### Exercise directions
Check every line below for the word "styles" and give only the number of lines where it appears.

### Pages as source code

>> Start

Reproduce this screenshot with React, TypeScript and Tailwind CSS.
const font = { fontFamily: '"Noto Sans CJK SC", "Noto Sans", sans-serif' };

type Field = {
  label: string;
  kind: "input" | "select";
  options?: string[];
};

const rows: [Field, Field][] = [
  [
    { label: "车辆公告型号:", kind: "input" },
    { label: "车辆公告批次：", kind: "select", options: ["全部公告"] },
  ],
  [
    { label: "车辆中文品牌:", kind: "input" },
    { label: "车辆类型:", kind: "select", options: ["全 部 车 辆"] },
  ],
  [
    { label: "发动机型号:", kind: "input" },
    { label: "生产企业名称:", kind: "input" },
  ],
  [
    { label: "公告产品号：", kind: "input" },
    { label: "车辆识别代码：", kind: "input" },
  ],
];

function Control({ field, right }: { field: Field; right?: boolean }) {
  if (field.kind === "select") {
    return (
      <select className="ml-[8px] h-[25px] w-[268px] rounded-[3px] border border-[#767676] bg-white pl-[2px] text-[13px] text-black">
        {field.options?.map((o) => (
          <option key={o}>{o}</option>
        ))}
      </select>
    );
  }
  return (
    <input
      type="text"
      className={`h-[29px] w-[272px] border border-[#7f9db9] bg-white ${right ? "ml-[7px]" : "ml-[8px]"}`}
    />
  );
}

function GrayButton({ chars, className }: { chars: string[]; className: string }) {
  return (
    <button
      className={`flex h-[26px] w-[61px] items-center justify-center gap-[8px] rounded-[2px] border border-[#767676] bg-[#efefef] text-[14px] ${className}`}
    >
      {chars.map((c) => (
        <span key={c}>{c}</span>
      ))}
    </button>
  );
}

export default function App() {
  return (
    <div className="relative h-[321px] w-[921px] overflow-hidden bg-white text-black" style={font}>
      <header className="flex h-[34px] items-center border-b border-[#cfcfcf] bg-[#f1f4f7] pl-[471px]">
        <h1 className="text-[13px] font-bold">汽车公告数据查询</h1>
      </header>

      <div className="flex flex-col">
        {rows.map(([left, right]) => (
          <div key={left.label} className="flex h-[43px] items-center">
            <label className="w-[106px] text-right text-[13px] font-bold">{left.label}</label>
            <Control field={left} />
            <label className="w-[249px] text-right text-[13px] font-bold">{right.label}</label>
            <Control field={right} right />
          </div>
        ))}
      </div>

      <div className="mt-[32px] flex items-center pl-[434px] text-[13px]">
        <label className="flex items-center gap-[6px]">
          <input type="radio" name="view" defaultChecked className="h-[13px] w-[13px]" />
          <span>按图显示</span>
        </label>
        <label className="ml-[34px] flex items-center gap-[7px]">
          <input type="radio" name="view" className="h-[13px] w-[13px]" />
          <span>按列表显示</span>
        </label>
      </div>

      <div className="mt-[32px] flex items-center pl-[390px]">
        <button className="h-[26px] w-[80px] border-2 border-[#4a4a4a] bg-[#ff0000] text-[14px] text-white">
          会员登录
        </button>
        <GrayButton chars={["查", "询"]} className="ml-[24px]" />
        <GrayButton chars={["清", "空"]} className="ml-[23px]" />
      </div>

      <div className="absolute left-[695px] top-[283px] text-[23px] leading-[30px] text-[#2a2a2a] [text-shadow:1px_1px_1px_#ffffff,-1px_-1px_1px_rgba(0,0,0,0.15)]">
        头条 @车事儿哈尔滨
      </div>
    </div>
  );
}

>> End
>> Start

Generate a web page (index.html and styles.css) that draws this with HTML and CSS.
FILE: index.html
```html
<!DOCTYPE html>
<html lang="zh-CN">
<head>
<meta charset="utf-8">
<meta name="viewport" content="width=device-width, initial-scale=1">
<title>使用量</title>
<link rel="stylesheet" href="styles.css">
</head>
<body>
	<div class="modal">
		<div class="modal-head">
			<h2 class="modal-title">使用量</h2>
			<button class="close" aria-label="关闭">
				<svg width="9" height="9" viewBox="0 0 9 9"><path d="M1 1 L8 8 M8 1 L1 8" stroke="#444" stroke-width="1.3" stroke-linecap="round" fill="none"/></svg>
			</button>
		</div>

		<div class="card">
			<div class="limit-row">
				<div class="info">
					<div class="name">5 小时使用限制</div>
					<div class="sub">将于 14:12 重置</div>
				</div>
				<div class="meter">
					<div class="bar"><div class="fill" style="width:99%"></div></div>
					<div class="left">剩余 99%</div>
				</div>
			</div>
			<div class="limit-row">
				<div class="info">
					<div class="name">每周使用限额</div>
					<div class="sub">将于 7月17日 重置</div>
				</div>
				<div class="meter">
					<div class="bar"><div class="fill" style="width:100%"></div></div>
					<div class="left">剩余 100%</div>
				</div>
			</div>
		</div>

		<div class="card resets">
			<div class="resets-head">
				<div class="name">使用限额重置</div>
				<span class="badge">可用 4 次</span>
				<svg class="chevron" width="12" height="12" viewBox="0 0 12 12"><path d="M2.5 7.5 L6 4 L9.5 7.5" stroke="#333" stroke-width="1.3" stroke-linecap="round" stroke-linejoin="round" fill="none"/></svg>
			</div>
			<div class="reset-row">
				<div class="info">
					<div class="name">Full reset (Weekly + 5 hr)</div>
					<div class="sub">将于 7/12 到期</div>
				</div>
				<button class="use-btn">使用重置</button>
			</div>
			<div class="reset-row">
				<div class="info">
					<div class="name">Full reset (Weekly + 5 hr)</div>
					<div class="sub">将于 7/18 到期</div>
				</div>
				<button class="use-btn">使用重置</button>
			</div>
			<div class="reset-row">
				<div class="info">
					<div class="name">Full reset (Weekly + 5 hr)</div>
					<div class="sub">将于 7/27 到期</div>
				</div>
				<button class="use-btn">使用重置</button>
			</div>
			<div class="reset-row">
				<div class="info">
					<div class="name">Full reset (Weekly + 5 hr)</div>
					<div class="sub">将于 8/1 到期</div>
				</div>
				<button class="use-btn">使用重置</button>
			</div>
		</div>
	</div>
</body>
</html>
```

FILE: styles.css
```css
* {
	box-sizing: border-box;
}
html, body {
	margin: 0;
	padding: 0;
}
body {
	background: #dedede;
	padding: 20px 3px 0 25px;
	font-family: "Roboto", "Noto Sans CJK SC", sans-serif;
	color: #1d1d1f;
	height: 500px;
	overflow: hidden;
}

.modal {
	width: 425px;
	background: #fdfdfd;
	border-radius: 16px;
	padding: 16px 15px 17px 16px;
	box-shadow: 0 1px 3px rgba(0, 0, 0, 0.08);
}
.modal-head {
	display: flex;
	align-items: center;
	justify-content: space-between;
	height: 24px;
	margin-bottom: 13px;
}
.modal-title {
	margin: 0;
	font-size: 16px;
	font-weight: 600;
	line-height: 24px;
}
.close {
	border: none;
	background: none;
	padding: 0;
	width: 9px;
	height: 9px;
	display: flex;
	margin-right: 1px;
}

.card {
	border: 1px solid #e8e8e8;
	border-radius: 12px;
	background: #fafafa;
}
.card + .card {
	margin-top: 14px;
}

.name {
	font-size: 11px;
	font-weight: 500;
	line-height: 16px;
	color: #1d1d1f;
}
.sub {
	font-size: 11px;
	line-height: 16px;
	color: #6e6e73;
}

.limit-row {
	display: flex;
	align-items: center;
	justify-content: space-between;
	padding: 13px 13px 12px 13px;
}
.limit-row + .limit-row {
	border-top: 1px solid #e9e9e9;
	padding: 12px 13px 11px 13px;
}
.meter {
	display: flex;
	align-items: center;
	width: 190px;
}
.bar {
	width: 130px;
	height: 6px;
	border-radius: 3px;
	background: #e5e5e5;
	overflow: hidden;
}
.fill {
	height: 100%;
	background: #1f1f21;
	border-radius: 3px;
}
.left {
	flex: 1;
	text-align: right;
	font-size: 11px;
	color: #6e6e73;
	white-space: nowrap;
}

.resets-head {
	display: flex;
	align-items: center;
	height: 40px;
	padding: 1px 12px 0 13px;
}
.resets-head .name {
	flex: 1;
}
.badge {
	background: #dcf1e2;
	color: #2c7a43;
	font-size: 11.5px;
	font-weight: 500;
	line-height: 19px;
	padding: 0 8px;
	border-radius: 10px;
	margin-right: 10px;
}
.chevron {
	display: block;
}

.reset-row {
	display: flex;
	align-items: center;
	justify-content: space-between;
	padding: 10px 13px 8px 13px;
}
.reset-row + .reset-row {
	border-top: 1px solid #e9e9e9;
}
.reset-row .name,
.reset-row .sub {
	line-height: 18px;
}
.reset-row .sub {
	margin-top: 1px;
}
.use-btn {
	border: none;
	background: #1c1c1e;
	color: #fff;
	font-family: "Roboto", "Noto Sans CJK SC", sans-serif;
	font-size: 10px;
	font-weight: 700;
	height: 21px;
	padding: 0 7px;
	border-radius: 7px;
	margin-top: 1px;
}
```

>> End

### Finished answer
3